Sunday, March 17, 2024

Ever More Russians Again Becoming Internal Emigres, Turning Away Even from Social Media, Mikhaylichenko Says

Paul Goble

            Staunton, Mar 14. – As repression increases and the opportunities for emigration and “living there but working here” decline, Dmitry Mikhaylichenko says, ever more Russians are adopting the time-tested approach of internal emigration in which they focus on their families and avoid all forms of social activity, including even participation in social media.

            The political scientist who heads Ufa’s Institute of Regional Expertise argues this turning inward, something Russians have often practiced in the past, leads to underestimation of the degree of popular unhappiness with the regime ( reposted at

            “Our grandparents and great-grandparents,” Mikhaylichenko says, “would not have written posts on social networks even if they had existed;” and soon a similar pattern may obtain in Putin’s Russia. Again, Russians who disagree with the regime will talk among their family circles and keep diaries but not take any public action even online.

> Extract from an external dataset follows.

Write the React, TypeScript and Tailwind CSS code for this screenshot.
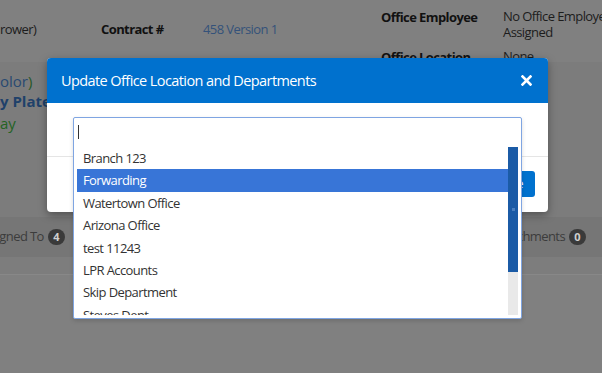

            To the extent the Ufa scholar is correct, it will become ever more difficult either for the Kremlin or for its opponents within Russia or abroad to know just what the Russian people are thinking, a development that will make it ever more likely that the Kremlin will take decisions that most Russians don’t approve of and have to use ever more repression to maintain itself.

            But this trend will also mean that opponents of the regime will be ever less sure of how widespread their feelings are and will lead Russians at home and analysts and officials abroad equally unsure of just how many supporters and how many opponents the leaders of Russia have in their own country.